Huh. I'm going to assume here that ESPN actually does do this analysis every year. That they're not just recycling their old content the way I spent all of junior high and high school getting A's for the same book report I did on "My Turn at Bat: The Story of My Life" by Ted Williams. If so, then lets review. 

So from the 2019 roster to 2020, the Patriots free agent losses consisted of:

Tom Brady

Kyle Van Noy

Danny Shelton

Jamie Collins

Elandon Roberts

Duron Harmon

Nate Ebner

And their biggest signings were:

Adrian Phillips

Damiere Byrd

When you lose six starters, one of whom happens to be the best player the league has ever seen, plus a core subpackage/special teams contributor, while adding a couple depth guys (Phillips did lead the team in tackles, but only after Pat Chung opted out), then dropping in the rankings is wholly justified. Inevitable, really. Even a drop into the bottom half of the league. 

Now let's look at the roster turnover from 2020 to now. They've added: 

Van Noy again.

Hunter Henry

Jonnu Smith

Matt Judon

Nelson Agholor

Kendrick Bourne

Jalen Mills

Davon Godchaux

Henry Anderson

Trent Brown

While losing: 

Joe Thuney. Who will be replaced by Michael Onwenu, who will be replaced by Brown.

Again, I say, funny how that works. But funny in the peculiar, ironic sense. There's nothing laughably funny about a team that was 7-9 last year adding 160 million guaranteed dollars worth of talent, treating the free agent market like an oil sheik treats the boutiques of Paris, fills areas of need at tight end, wide receiver, defensive end, defensive back, interior defensive line and right tackle - among others - only to upgrade their roster from 18th best to 18th best. Not if whoever is adding up the grades is paying the slightest bit of attention to their work. 

ESPN's justification for saying there are only 14 teams less talented than the Pats right now seems to focus on the receivers:

"[T]hey still are missing a true No.1 wide receiver. Nelson Agholor, Kendrick Bourne and Jakobi Meyers are among the top names on the depth chart, and all three are best suited somewhere between No. 2 and No. 3 options in an ideal world.”

Which is a convoluted way of looking at it given that last year, Meyers was the default No. 1 option once Julian Edelman was lost for the year. Now he's likely the third receiver. In an offense that is going to play a base 12-personnel, with Henry and Smith on the field for every play. 

You might think that still doesn't sound like a premium WR depth chart and you won't get much of a beef from me. But I shouldn't get a beef back if I point out that it is huge upgrade year to year. And a nice complement to the other Plantinum Package upgrades all those KraftBucks bought at tight end, the line, the Front 7 and the secondary. 

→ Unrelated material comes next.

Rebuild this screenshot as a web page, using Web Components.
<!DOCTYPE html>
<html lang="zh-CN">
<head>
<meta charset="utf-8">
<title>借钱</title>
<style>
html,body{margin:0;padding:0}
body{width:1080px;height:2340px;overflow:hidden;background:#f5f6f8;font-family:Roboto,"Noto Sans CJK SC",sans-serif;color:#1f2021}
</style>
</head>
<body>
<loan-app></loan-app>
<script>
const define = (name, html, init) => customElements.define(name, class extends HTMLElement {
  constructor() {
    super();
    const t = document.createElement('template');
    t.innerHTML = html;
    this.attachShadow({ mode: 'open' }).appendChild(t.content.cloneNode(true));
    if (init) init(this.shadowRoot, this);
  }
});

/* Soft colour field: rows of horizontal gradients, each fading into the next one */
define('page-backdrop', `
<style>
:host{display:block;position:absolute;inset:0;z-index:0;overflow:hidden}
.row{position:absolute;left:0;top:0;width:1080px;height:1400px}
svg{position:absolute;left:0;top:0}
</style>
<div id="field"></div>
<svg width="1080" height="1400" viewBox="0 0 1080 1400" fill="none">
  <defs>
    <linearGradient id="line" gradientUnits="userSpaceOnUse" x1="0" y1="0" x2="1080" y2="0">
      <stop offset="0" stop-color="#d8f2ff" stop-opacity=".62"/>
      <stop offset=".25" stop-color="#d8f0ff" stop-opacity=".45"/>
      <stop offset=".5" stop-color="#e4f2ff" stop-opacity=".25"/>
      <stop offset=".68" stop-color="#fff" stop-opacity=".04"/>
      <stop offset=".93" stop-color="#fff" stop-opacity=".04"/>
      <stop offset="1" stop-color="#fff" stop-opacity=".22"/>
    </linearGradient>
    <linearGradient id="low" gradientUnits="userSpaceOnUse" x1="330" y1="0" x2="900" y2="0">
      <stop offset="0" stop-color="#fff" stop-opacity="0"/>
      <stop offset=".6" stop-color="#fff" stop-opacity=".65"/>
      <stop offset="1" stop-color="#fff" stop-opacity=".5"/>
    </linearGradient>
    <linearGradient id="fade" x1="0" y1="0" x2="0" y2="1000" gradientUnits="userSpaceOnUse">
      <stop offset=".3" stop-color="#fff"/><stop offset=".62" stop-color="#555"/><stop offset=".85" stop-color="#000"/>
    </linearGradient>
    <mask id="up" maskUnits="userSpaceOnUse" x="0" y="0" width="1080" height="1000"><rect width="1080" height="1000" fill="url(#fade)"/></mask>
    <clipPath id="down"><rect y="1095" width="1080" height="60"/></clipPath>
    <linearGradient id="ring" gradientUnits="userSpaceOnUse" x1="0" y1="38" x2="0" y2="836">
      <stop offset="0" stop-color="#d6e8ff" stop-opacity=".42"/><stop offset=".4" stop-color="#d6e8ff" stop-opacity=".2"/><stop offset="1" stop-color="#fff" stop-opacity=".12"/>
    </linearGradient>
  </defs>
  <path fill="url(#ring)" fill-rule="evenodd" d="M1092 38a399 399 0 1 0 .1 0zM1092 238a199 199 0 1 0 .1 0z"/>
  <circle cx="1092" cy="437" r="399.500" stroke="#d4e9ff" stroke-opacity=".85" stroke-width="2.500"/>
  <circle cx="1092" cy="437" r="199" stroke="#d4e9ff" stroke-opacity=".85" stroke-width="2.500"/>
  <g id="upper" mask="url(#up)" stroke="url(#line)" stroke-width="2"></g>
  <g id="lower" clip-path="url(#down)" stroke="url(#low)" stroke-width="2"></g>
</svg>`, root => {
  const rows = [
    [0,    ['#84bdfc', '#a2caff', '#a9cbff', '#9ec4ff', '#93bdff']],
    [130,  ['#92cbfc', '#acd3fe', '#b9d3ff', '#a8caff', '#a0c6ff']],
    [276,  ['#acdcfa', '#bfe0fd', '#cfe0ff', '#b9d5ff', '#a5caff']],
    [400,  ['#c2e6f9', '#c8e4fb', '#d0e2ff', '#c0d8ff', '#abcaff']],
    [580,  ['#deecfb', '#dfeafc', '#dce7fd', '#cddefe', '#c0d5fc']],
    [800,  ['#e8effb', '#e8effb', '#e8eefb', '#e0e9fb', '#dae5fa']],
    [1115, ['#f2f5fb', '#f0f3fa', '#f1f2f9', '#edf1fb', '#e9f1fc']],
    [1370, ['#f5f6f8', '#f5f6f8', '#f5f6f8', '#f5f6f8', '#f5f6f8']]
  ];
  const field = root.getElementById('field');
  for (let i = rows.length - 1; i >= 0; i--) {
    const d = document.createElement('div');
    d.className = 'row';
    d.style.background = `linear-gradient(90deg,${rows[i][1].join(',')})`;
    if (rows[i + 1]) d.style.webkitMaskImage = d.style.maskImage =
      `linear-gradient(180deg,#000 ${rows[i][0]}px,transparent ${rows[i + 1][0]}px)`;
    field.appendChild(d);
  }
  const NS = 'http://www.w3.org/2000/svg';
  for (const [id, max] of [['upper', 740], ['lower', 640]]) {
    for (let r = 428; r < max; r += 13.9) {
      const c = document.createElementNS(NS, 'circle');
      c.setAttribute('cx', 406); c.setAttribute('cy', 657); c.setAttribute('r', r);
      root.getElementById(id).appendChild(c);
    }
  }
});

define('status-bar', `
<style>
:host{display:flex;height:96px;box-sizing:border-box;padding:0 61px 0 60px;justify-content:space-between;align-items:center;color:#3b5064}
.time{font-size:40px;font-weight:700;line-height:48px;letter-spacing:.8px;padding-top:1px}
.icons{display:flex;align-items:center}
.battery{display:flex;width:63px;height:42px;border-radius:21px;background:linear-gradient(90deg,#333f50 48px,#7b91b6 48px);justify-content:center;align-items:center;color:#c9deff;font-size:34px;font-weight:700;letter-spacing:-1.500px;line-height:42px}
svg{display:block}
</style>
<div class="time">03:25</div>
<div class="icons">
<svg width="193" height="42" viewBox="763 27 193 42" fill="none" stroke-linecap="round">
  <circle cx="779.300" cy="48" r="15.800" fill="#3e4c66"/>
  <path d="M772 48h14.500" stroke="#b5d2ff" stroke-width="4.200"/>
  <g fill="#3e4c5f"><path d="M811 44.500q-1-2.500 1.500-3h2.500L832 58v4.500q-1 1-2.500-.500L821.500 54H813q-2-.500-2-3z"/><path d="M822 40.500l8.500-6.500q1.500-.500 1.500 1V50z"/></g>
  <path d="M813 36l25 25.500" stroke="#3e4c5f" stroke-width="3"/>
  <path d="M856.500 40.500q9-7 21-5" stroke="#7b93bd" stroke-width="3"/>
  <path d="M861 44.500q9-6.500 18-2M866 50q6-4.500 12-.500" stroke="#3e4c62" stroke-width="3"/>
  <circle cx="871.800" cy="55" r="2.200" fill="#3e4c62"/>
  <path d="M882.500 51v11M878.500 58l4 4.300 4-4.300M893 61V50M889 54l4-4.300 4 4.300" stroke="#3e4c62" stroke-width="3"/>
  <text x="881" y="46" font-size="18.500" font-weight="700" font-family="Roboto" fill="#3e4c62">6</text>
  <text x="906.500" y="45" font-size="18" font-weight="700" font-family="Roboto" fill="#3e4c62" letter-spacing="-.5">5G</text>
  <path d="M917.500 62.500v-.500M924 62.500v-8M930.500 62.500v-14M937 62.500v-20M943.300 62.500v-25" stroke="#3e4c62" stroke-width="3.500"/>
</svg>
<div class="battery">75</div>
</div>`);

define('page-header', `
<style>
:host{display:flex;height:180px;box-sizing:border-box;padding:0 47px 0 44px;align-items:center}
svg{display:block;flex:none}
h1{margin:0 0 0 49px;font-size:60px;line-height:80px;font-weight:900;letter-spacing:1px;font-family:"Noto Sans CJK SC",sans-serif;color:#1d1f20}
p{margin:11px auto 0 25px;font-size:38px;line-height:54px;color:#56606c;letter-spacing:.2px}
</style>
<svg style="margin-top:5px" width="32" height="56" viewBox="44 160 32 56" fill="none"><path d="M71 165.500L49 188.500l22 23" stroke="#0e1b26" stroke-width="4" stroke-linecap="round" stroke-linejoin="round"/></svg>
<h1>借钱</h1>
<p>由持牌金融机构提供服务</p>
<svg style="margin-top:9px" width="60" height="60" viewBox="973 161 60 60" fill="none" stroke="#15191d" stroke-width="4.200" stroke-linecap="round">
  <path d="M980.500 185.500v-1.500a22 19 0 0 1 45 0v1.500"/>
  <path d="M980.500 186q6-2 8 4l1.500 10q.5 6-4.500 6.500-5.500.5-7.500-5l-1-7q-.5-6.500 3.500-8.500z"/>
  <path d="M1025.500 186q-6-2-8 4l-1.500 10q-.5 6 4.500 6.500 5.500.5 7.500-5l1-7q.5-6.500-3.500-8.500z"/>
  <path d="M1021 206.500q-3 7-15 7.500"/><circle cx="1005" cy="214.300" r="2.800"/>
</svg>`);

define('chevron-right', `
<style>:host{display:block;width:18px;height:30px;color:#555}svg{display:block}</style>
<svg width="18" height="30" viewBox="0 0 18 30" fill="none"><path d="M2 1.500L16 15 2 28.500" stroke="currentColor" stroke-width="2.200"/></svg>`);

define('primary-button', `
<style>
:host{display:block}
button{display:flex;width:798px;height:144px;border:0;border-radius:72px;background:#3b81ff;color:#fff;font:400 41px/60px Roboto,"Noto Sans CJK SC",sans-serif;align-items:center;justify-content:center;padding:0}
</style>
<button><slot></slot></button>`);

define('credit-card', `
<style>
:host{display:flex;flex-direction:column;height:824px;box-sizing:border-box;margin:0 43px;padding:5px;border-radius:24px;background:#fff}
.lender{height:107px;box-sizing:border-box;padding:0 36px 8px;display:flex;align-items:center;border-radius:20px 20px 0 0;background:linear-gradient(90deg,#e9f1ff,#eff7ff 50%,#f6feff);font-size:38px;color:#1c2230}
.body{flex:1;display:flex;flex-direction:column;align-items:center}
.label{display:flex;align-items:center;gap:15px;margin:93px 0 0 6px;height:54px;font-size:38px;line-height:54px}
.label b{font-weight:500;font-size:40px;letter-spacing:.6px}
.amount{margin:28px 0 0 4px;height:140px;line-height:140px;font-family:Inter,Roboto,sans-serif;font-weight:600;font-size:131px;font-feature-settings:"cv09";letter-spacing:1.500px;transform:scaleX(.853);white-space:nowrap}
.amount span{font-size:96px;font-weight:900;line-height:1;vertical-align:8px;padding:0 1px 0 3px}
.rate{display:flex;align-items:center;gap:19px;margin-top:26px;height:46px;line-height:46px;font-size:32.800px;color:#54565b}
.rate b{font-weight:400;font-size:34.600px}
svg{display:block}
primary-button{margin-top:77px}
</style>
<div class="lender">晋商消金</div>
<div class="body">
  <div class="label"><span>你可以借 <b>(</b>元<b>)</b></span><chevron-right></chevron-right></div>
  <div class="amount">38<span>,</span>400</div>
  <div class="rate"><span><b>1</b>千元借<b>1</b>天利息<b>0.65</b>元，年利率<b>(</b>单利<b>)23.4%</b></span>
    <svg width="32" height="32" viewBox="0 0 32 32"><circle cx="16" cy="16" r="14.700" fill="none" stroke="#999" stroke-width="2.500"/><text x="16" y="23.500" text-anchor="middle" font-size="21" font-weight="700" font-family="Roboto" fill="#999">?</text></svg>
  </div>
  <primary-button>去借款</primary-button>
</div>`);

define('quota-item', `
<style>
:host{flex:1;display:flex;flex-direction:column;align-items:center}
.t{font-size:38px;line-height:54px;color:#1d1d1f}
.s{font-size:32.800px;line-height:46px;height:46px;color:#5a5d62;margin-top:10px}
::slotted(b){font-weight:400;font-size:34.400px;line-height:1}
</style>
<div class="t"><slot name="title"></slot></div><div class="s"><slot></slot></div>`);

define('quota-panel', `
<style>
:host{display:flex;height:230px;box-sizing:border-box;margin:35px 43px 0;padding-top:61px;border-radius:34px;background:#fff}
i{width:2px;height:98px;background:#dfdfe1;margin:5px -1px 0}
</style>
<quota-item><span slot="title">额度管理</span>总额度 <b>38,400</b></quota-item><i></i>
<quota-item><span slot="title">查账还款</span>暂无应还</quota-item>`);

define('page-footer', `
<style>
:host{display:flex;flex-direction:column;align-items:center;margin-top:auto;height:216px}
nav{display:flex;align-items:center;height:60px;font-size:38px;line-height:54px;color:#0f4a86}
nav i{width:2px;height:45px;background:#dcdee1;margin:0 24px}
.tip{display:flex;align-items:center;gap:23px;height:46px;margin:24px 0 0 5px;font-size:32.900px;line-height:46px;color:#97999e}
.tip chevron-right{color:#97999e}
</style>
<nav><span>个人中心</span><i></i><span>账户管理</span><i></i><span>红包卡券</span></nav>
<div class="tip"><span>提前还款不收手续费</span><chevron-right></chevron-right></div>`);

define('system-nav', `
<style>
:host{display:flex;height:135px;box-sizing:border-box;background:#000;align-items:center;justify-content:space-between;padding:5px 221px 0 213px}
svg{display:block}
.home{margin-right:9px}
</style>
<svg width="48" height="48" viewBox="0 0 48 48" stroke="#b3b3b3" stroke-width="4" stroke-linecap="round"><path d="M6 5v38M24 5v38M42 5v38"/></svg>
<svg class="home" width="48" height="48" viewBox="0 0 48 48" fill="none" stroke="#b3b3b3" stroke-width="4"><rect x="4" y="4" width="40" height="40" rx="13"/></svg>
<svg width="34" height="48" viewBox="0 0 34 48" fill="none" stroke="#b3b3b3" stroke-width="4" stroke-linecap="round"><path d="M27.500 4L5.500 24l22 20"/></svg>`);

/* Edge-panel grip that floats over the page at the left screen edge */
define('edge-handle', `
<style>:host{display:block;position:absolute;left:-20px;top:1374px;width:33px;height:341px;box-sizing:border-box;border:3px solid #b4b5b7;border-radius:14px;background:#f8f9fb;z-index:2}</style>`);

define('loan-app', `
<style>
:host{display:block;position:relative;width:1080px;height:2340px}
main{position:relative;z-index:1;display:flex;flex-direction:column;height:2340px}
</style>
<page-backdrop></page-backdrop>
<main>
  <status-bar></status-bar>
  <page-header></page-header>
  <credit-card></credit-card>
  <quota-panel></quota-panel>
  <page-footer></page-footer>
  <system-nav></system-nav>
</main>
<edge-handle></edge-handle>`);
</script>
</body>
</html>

And while the natural reaction is to say, "None of that matters if you don't have a quarterback," and point out that Cam Newton was just 23rd in PFF's rankings, fine. [Jules Winnfield voice] Allow me to retort. With PFF's own grades:

Math is fun. Especially when it's used to prove something that can't be true by any discernible logic. The 2021 Patriots can't possibly have upgraded with all this talent across the board and still rank no higher than the 2020 Patriots. They simply can't. 

Now, far be it for me to accuse the World Wide Leader of bias, because when have they ever shown any sort of double standard when it comes to New England? All I want is that, when the Pats are a playoff team, we all remember that ESPN claimed that according to science, they were a bottom half of the league roster. Never forget.